The First Test between West Indies and England at Sabina Park witnessed many humilations, including England succumbing to their third lowest Test innings total of all time. Yet, the match should also be remembered for some of the worst Test umpiring ever seen, as the elite panel showed once again why it is the most inappropriately named unit in cricket.
With an array of technology at his disposal and newly agreed rules and procedures on referrals, Daryl Harper decided to go his own way. When asked to adjudicate on an lbw decision against Ramnaresh Sarwan he ignored the need for irrefutable evidence. Instead he told on-field umpire Tony Hill that there was doubt about the decision, putting Hill in an impossible situation - the kind of situation the new referral system was designed to avoid. This confusion led to the lbw being wrongly overturned. Just to prove it was no fluke, later in the innings Harper watched several television replays of Daren Powell clearly missing the ball, only to confirm the on-field decision that he was caught behind.

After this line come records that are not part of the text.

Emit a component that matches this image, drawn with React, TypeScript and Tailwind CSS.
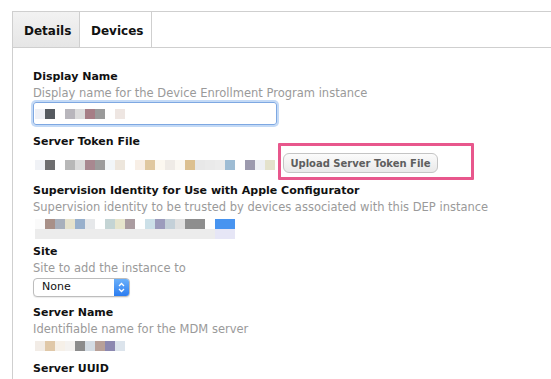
import React from "react";

const font = { fontFamily: '"DejaVu Sans", Verdana, sans-serif' };

function Blocks({ colors, className = "" }: { colors: string[]; className?: string }) {
  return (
    <div className={"flex h-[10px] " + className}>
      {colors.map((c, i) => (
        <div key={i} className="w-[10px] h-[10px]" style={{ backgroundColor: c }} />
      ))}
    </div>
  );
}

const row1 = ["#eef0f6", "#555a60", "#ffffff", "#b8b6bc", "#dcdcdc", "#a67e86", "#9a9a9a", "#ffffff", "#eee6e2"];
const row2 = ["#f0f2f6", "#6e6e70", "#ffffff", "#b8b8b8", "#dcdcdc", "#a88890", "#9c9c9c", "#f2f6f8", "#ede6dc", "#ffffff", "#f8efe6", "#e0c8a0", "#fcf8f0", "#efebe6", "#fbf8f2", "#dcc090", "#e8e8e8", "#eaeaea", "#ececec", "#9ebcd4", "#ffffff", "#9c9aae", "#eef0f4", "#e4e2cc"];
const row3 = ["#fafafa", "#a89088", "#a8b0bc", "#e6e2cc", "#98b0cc", "#e6e8ea", "#ffffff", "#c4d4d4", "#e6e4cc", "#aa9ca0", "#ffffff", "#cce0e8", "#9c9cbc", "#c4d0d8", "#e0e0e0", "#8e8e8e", "#8e8e8e", "#ffffff", "#4894f0", "#4894f0"];
const row3b = ["#ececec", "#ececec", "#ececec", "#ececec", "#ececec", "#ececec", "#ececec", "#ececec", "#ececec", "#ececec", "#ececec", "#ececec", "#ececec", "#ececec", "#ececec", "#ececec", "#ececec", "#ececec", "#e6e6f6", "#e6e6f6"];
const row4 = ["#f2ece6", "#e0c8a8", "#f6f0e8", "#f4f2f0", "#8c8c8c", "#d4dce4", "#b8a098", "#8c88b0", "#dce4ec"];

function Label({ children, className = "" }: { children: React.ReactNode; className?: string }) {
  return <div className={"text-[11px] leading-[14px] font-bold text-[#111] " + className}>{children}</div>;
}
function Help({ children, className = "" }: { children: React.ReactNode; className?: string }) {
  return <div className={"text-[11.5px] leading-[14px] text-[#9a9a9a] " + className}>{children}</div>;
}

export default function App() {
  return (
    <div className="w-[551px] h-[379px] overflow-hidden bg-white pt-[11px] pl-[12px]" style={font}>
      <div className="border-l border-t border-[#cfcfcf] h-[400px]">
        <div className="flex h-[36px] border-b border-[#cfcfcf]">
          <div className="w-[67px] flex items-center pl-[11px] pt-[2px] bg-gradient-to-b from-[#f2f2f2] to-[#e6e6e6] border-r border-[#cfcfcf] text-[12px] font-bold text-[#111]">
            Details
          </div>
          <div className="w-[72px] flex items-center pl-[11px] pt-[2px] border-r border-[#cfcfcf] text-[12px] font-bold text-[#111]">
            Devices
          </div>
        </div>
        <div className="pl-[20px]">
          <Label className="mt-[22px]">Display Name</Label>
          <Help className="mt-[2px]">Display name for the Device Enrollment Program instance</Help>
          <div className="mt-[2px] w-[244px] h-[23px] rounded-[3px] border border-[#7ea8e2] shadow-[0_0_0_2px_#c4daf6] flex items-center pl-[1px]">
            <Blocks colors={row1} className="mt-[1px]" />
          </div>
          <Label className="mt-[10px]">Server Token File</Label>
          <div className="flex items-center mt-[4px] relative">
            <Blocks colors={row2} className="ml-[2px] mt-[4px]" />
            <div className="ml-[8px] w-[155px] h-[20px] rounded-[6px] border border-[#c4c4c4] bg-gradient-to-b from-[#fbfbfb] to-[#e9e9e9] flex items-center justify-center text-[10px] font-bold text-[#5e5e5e]">
              Upload Server Token File
            </div>
            <div className="absolute left-[245px] top-[-10px] w-[196px] h-[37px] border-[3px] border-[#e8578c] rounded-[1px]" />
          </div>
          <Label className="mt-[11px]">Supervision Identity for Use with Apple Configurator</Label>
          <Help className="mt-[2px]">Supervision identity to be trusted by devices associated with this DEP instance</Help>
          <Blocks colors={row3} className="ml-[2px] mt-[5px]" />
          <Blocks colors={row3b} className="ml-[2px]" />
          <Label className="mt-[6px]">Site</Label>
          <Help className="mt-[2px]">Site to add the instance to</Help>
          <div className="mt-[3px] w-[97px] h-[19px] rounded-[4px] border border-[#bdbdbd] bg-white flex items-center shadow-[0_1px_1px_rgba(0,0,0,0.08)] overflow-hidden">
            <div className="flex-1 pl-[8px] text-[11px] text-[#111]">None</div>
            <div className="w-[15px] h-full bg-gradient-to-b from-[#6ab0fa] to-[#2a7cf0] flex items-center justify-center">
              <svg width="7" height="11" viewBox="0 0 7 11" fill="none" stroke="white" strokeWidth="1.3">
                <path d="M1 4 L3.5 1.5 L6 4" />
                <path d="M1 7 L3.5 9.5 L6 7" />
              </svg>
            </div>
          </div>
          <Label className="mt-[9px]">Server Name</Label>
          <Help className="mt-[2px]">Identifiable name for the MDM server</Help>
          <Blocks colors={row4} className="ml-[2px] mt-[5px]" />
          <Label className="mt-[11px]">Server UUID</Label>
        </div>
      </div>
    </div>
  );
}
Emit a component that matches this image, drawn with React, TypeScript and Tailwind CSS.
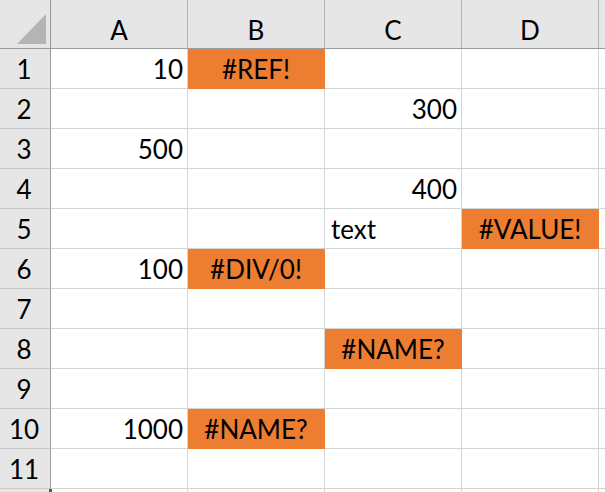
import React from "react";

type Cell = { v: string; align?: "r" | "l" | "c"; err?: boolean };

const rows: Cell[][] = [
  [{ v: "10", align: "r" }, { v: "#REF!", err: true }, { v: "" }, { v: "" }],
  [{ v: "" }, { v: "" }, { v: "300", align: "r" }, { v: "" }],
  [{ v: "500", align: "r" }, { v: "" }, { v: "" }, { v: "" }],
  [{ v: "" }, { v: "" }, { v: "400", align: "r" }, { v: "" }],
  [{ v: "" }, { v: "" }, { v: "text", align: "l" }, { v: "#VALUE!", err: true }],
  [{ v: "100", align: "r" }, { v: "#DIV/0!", err: true }, { v: "" }, { v: "" }],
  [{ v: "" }, { v: "" }, { v: "" }, { v: "" }],
  [{ v: "" }, { v: "" }, { v: "#NAME?", err: true }, { v: "" }],
  [{ v: "" }, { v: "" }, { v: "" }, { v: "" }],
  [{ v: "1000", align: "r" }, { v: "#NAME?", err: true }, { v: "" }, { v: "" }],
  [{ v: "" }, { v: "" }, { v: "" }, { v: "" }],
  [{ v: "" }, { v: "" }, { v: "" }, { v: "" }],
];

export default function App() {
  return (
    <div
      className="w-[605px] h-[492px] overflow-hidden bg-white text-black text-[26px] leading-none"
      style={{ fontFamily: "Lato, 'Open Sans', sans-serif" }}
    >
      {/* header row */}
      <div className="flex h-[49px] bg-[#e6e6e6] border-b border-[#9b9b9b] box-border">
        <div className="w-[51px] shrink-0 border-r border-[#9b9b9b] relative">
          <svg className="absolute left-0 top-0" width="50" height="48" viewBox="0 0 50 48">
            <polygon points="17,44 46,44 46,14" fill="#b4b4b4" />
          </svg>
        </div>
        {["A", "B", "C", "D"].map((c) => (
          <div
            key={c}
            className="w-[137px] shrink-0 border-r border-[#b5b5b5] flex items-center justify-center pt-[12px]"
          >
            {c}
          </div>
        ))}
        <div className="flex-1" />
      </div>
      {rows.map((r, i) => (
        <div key={i} className="flex h-[40px]">
          <div className="w-[51px] shrink-0 bg-[#e6e6e6] border-r border-[#9b9b9b] border-b border-b-[#c8c8c8] flex items-center justify-center pr-[2px] relative">
            {i < 11 ? i + 1 : ""}
            {i === 11 && (
              <div className="absolute right-[-2px] top-0 w-[3px] h-[3px] bg-[#217346]" />
            )}
          </div>
          {r.map((c, j) => (
            <div
              key={j}
              className={
                "w-[137px] shrink-0 border-r border-b flex items-center " +
                (c.err
                  ? "bg-[#ed7d31] border-[#ed7d31] justify-center"
                  : "border-[#d4d4d4] " +
                    (c.align === "r"
                      ? "justify-end pr-[4px]"
                      : c.align === "l"
                      ? "justify-start pl-[6px]"
                      : "justify-center"))
              }
            >
              {c.v}
            </div>
          ))}
          <div className="flex-1 border-b border-[#d4d4d4]" />
        </div>
      ))}
    </div>
  );
}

One could be generous and say that he was muddled up with the new rules and regulations, that he was caught up in the moment, using his honed instincts instead of following the correct procedure. However, the man is a professional umpire. He is paid to undertsand the laws of cricket and all the rules relating to umpiring both on and off the field. It seems that the Daryl Harper that sits in the third umpire's seat is no better than the one that officiates on the field.
Which brings us to Tony Hill, one of the two on-field umpires. Now it is true that he was brought in at the last minute because the umpire who was supposed to stand could not get his visa sorted out in time, which shows that the elite panel are as organised as they are competent, yet Hill was deemed fit to stand in a Test match. What followed was an embarassment of poor decisions, many of which were overturned by the referral system, which seemed at times to be there purely to show poor Mr Hill up.
If this had been an isolated match, riddled with poor decisions because of the new referral system, then it might be fair to let the matter pass and move on to the usual high standard of umpiring. But this is simply not the case. Over the last twenty five years watching Test cricket I have witnessed consistently poor levels of umpiring. Many of these went unnoticed before the days of multiple television replays and serious media scrutiny. But now the evidence just continues to accumulate.
Whether it be high profile decisions like those in the Australia v India series last year or England v Pakistan at the Oval in 2006, or just the run of the mill poor decisions that get made in every match, does not really matter. what does is that Test umpiring is poor and the elite panel has done nothing to alleviate the problem. The referral system, despite being poorly applied at Sabina Park, is the way forward. The use of more and better technology must be introduced to reduce the high number of errors. It may take a long time, but a system will eventually emerge that allows Test matches to be played with minimal wrong decisions and where the result is purely a matter of which team plays better.